→ RECORDS PROVIDED:
[start]
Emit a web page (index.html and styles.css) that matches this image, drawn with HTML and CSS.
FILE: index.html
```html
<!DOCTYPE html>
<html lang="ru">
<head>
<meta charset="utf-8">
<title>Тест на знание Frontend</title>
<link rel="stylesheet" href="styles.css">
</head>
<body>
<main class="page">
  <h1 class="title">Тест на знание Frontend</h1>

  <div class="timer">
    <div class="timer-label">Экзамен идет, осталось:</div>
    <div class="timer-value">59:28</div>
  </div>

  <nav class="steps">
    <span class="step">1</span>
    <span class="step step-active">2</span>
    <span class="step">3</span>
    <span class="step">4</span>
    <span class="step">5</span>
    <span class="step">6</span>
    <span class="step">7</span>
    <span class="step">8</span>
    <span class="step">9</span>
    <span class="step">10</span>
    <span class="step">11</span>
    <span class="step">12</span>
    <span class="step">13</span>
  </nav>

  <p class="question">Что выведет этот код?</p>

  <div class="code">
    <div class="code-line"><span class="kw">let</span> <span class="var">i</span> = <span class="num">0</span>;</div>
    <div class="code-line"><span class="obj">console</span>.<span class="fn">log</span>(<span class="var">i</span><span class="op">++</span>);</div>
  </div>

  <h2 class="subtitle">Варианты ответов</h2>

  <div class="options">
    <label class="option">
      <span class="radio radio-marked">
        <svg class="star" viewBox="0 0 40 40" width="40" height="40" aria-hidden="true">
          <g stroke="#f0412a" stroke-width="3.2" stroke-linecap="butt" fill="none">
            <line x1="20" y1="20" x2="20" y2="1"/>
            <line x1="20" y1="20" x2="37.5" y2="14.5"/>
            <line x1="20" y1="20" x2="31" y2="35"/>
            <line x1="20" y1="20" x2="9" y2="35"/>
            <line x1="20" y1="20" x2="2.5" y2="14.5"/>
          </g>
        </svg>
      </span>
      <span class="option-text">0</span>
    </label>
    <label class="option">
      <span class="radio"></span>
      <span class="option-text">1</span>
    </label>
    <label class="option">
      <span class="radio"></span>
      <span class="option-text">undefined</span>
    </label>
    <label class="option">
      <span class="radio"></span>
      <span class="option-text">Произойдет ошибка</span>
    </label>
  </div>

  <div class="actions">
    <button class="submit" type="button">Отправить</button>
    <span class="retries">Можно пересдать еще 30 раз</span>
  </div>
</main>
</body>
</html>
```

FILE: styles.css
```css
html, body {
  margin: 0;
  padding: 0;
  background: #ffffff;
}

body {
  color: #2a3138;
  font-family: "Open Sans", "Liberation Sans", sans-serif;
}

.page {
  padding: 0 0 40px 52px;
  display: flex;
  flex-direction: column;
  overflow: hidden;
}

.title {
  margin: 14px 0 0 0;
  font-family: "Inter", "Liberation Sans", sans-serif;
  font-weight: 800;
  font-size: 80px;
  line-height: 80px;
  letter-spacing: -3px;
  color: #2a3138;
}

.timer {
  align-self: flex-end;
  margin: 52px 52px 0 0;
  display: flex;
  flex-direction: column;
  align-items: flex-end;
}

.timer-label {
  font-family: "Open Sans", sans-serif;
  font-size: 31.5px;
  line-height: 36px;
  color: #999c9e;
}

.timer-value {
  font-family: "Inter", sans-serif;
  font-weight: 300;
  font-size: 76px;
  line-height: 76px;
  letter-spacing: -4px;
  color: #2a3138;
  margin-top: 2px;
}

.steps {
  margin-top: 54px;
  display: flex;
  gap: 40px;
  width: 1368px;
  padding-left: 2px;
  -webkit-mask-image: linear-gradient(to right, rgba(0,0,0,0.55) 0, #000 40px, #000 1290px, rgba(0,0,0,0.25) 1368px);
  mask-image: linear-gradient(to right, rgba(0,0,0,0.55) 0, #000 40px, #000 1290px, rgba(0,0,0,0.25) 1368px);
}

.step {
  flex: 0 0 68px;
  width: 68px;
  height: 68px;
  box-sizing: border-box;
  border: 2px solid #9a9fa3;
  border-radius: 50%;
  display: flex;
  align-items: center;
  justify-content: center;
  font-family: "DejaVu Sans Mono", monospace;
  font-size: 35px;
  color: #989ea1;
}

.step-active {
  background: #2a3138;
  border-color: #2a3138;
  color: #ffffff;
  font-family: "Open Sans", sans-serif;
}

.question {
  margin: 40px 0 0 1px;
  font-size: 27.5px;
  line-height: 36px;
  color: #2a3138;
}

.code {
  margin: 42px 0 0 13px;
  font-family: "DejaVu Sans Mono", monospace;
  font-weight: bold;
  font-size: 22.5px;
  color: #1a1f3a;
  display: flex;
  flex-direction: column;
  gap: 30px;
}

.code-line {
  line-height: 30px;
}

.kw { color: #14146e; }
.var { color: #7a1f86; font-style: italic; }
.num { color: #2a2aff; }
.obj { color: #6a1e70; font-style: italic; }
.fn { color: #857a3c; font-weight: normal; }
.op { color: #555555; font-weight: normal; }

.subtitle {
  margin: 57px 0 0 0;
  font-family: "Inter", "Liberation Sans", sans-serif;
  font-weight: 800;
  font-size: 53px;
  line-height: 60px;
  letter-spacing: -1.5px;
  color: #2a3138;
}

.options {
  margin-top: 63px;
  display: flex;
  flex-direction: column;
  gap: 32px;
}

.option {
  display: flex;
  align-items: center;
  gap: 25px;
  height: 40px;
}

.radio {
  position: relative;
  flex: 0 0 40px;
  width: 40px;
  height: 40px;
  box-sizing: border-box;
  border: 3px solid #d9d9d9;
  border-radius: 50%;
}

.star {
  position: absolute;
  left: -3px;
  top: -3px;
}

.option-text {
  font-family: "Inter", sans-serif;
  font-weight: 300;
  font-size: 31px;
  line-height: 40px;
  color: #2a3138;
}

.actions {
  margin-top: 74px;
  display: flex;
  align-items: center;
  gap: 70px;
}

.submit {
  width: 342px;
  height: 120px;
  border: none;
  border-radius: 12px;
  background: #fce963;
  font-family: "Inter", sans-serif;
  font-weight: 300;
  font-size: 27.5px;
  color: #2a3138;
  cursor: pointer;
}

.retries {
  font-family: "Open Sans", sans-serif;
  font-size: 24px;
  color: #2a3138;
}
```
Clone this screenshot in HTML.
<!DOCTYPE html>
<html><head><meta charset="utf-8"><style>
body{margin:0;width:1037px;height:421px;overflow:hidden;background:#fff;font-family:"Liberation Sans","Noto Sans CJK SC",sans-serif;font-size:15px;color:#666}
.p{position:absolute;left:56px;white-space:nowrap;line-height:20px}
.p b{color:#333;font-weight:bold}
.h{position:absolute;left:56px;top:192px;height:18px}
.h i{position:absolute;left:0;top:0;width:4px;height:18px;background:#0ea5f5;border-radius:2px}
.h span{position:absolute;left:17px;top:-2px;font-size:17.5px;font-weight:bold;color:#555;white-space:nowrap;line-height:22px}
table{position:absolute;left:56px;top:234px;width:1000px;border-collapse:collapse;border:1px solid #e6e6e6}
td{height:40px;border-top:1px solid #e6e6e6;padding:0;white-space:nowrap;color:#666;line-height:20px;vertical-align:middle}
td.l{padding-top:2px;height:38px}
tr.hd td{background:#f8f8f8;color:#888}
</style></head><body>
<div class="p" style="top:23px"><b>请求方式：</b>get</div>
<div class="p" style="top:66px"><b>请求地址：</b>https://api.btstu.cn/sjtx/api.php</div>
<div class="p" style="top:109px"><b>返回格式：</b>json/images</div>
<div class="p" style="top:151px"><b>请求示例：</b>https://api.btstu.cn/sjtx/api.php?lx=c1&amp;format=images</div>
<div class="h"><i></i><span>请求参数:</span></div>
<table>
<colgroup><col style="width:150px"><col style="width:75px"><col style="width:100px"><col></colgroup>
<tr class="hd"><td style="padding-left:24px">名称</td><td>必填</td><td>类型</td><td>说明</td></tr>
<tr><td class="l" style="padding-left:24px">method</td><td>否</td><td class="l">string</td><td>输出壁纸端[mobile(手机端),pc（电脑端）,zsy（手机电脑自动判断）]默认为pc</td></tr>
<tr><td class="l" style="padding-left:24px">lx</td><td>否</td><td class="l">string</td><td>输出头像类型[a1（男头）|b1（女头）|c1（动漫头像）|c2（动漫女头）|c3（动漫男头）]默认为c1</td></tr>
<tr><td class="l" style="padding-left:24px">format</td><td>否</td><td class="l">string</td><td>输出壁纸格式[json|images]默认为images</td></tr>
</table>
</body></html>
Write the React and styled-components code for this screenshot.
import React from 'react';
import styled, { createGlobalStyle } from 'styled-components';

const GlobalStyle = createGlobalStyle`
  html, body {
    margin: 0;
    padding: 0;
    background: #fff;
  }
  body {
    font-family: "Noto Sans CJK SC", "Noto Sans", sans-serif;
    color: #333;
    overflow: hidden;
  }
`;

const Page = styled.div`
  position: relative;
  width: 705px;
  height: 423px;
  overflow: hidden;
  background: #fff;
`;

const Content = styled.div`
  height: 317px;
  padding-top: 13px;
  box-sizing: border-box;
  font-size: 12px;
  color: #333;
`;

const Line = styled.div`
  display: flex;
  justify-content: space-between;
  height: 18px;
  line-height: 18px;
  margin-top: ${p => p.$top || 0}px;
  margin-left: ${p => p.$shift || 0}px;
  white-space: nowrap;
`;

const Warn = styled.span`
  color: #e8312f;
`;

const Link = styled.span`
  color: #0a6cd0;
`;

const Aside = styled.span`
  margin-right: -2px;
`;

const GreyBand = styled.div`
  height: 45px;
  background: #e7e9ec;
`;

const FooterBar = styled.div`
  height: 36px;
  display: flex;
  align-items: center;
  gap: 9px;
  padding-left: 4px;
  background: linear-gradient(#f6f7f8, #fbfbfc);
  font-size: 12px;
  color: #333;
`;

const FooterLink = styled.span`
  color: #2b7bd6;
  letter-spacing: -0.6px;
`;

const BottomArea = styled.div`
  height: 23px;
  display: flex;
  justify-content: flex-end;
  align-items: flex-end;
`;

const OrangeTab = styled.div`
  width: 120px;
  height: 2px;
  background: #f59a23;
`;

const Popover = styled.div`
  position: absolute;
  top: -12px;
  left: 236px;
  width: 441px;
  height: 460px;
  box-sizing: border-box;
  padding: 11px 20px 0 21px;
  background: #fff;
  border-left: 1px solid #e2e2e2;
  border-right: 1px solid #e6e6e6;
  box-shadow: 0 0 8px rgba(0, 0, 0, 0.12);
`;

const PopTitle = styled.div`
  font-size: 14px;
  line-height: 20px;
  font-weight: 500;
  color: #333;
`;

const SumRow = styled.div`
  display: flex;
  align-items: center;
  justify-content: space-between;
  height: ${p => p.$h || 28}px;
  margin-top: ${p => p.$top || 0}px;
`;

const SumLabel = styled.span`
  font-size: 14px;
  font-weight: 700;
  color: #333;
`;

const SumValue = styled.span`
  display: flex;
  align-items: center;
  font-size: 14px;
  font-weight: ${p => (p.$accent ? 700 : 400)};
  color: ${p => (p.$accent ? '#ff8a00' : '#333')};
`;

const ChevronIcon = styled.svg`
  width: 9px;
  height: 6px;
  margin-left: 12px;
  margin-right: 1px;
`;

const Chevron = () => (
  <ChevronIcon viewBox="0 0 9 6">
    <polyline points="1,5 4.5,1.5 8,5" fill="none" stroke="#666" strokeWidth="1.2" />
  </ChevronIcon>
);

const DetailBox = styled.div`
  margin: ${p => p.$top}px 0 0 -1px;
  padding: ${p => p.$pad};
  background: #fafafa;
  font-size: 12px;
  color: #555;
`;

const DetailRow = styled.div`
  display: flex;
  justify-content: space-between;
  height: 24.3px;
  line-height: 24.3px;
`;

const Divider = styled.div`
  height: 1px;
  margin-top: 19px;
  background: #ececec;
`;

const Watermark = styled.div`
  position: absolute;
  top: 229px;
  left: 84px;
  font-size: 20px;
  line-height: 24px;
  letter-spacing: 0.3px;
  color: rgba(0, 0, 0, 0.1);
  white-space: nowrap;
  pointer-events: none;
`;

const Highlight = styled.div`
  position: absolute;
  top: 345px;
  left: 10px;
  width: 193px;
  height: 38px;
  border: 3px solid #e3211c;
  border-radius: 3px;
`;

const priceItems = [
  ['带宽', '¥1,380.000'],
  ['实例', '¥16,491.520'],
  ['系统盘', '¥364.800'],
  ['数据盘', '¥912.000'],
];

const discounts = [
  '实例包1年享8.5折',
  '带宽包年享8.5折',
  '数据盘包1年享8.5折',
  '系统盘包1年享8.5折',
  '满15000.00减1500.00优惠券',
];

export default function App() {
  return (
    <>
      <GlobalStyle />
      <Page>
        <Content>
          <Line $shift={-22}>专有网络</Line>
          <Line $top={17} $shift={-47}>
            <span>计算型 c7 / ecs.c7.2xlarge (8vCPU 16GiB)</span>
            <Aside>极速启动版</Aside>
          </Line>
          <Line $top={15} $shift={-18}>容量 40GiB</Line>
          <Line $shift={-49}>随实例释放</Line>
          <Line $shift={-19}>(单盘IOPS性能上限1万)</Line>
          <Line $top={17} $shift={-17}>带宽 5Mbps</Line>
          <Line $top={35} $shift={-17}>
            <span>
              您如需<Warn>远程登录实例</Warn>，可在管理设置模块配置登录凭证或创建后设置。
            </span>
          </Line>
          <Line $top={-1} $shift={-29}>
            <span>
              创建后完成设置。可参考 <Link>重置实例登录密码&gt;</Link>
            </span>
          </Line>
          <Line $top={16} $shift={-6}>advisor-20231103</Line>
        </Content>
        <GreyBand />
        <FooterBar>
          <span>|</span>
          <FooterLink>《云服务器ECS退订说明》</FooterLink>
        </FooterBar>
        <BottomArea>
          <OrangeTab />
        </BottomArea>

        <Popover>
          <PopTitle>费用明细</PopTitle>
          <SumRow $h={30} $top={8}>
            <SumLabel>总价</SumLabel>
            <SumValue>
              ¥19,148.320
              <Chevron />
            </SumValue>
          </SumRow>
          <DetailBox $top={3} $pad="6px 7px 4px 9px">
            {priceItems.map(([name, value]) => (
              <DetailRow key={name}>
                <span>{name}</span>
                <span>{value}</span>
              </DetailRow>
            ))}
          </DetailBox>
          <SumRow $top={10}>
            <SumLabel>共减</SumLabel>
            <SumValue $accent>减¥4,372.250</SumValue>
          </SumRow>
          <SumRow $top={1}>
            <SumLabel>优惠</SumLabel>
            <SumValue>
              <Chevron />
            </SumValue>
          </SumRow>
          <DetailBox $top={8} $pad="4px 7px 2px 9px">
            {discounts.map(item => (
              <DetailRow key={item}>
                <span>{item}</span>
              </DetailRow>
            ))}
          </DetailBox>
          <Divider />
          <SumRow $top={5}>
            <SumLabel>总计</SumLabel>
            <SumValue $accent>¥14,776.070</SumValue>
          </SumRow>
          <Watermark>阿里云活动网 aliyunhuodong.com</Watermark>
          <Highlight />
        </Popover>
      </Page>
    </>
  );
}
[end]
→ REQUIREMENTS:
What is the number of lines above that hold the string "this"? Answer with that number alone.

→ SOLVED PROBLEM:
3